Legal Market Analysis

In many large firms, project finance expertise sits within, or adjacent to, the banking and finance practice. As such, project finance expertise is a common feature in firms with strong banking capabilities. This prevalence of project finance teams “makes for a tough market and drives prices down” to levels which have been described as “unsustainably low”. This “sustained downward pressure on fees” is being felt in jurisdictions including the US, the UK, India and South Africa, according to those we spoke to. Clients are “focused on the bottom line”, reported one source, who added: “They expect lawyers to be efficient and manage the costs of transactions as best we can.
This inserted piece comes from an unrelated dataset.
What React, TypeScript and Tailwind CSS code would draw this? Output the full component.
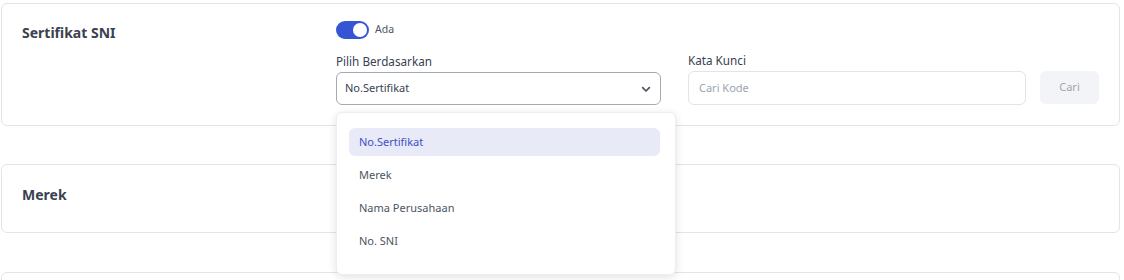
import React from "react";

export default function App() {
  const items = ["No.Sertifikat", "Merek", "Nama Perusahaan", "No. SNI"];
  return (
    <div className="w-[1124px] h-[280px] overflow-hidden bg-white pt-[3px] pl-[1px] font-['Noto_Sans','Open_Sans',sans-serif]">
      <div className="w-[1119px] h-[123px] border border-[#e2e4e8] rounded-[6px] flex pl-[20px] pt-[17px]">
        <div className="w-[314px] pt-[2px] text-[14px] leading-[20px] font-bold text-[#3a4150]">Sertifikat SNI</div>
        <div className="flex flex-col">
          <div className="flex items-center gap-[6px] h-[18px]">
            <div className="w-[33px] h-[18px] rounded-full bg-[#3556d4] flex items-center justify-end pr-[2px]">
              <div className="w-[14px] h-[14px] rounded-full bg-white" />
            </div>
            <span className="text-[10.5px] text-[#4b5563]">Ada</span>
          </div>
          <div className="flex items-end mt-[13px]">
            <div className="flex flex-col">
              <div className="text-[11.7px] leading-[16px] text-[#374151] mb-[3px]">Pilih Berdasarkan</div>
              <div className="relative w-[325px] h-[33px] border border-[#a5a9b3] rounded-[6px] flex items-center pl-[8px] pr-[6px] justify-between">
                <span className="text-[11px] text-[#374151]">No.Sertifikat</span>
                <svg width="16" height="16" viewBox="0 0 24 24" fill="none" stroke="#4b5563" strokeWidth="2.6" strokeLinecap="round" strokeLinejoin="round"><path d="M7 10l5 5 5-5" /></svg>
                <div className="absolute left-[-1px] top-[39px] w-[340px] h-[163px] bg-white rounded-[6px] border border-[#eceef1] shadow-[0_2px_8px_rgba(0,0,0,0.12)] pt-[15px] pl-[12px] pr-[15px] z-10 flex flex-col gap-[5px]">
                  {items.map((it, i) => (
                    <div key={it} className={i === 0 ? "h-[28px] rounded-[6px] flex items-center pl-[10px] text-[11px] bg-[#e8eaf7] text-[#3b50c9]" : "h-[28px] rounded-[6px] flex items-center pl-[10px] text-[11px] text-[#4b5563]"}>{it}</div>
                  ))}
                </div>
              </div>
            </div>
            <div className="flex flex-col ml-[27px]">
              <div className="text-[11.7px] leading-[16px] text-[#374151] mb-[3px]">Kata Kunci</div>
              <div className="w-[338px] h-[34px] border border-[#e2e4e8] rounded-[6px] flex items-center pl-[10px]">
                <span className="text-[11px] text-[#9ca3af]">Cari Kode</span>
              </div>
            </div>
            <div className="ml-[14px] mb-[1px] w-[59px] h-[33px] rounded-[6px] bg-[#f3f4f7] flex items-center justify-center text-[11px] text-[#a0a5ae]">Cari</div>
          </div>
        </div>
      </div>
      <div className="mt-[38px] w-[1119px] h-[69px] border border-[#e2e4e8] rounded-[6px] flex items-center pl-[20px]">
        <div className="text-[14px] font-bold text-[#3a4150] -mt-[8px]">Merek</div>
      </div>
      <div className="mt-[39px] w-[1119px] h-[60px] border border-[#e2e4e8] rounded-[6px]" />
    </div>
  );
}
This requires us to budget legal expenses and to make sure the work is allocated to the right level within the firm.” 

Lateral movement is common in countries such as the US and South Africa. US-based lawyers reported a very active hiring market in which “firms are paying top dollar to poach top talent”. Clients are actively seeking lawyers with specialist expertise in the jurisdictions and sectors in which they work, although “they like to get to know multiple firms so that there are viable alternatives in case of unavailability or conflicts”.

Conclusion

As the global economy continues to recover and commodity prices continue to increase, lawyers are witnessing renewed investment in major projects and express confidence for the future of the area. Financial structuring methods are becoming ever-more sophisticated, leading to increasingly varied and complex work for practitioners. Meanwhile, international investors are becoming more active and private equity firms are looking to deploy funds in the area. There is a great deal of activity surrounding renewable energy and infrastructure projects, which are sure to see huge developments over the coming years. Although there are variations in the amount of activity across jurisdictions, there is a generally positive global outlook for demand for projects, and this is likely to mean plenty of work for lawyers around the world.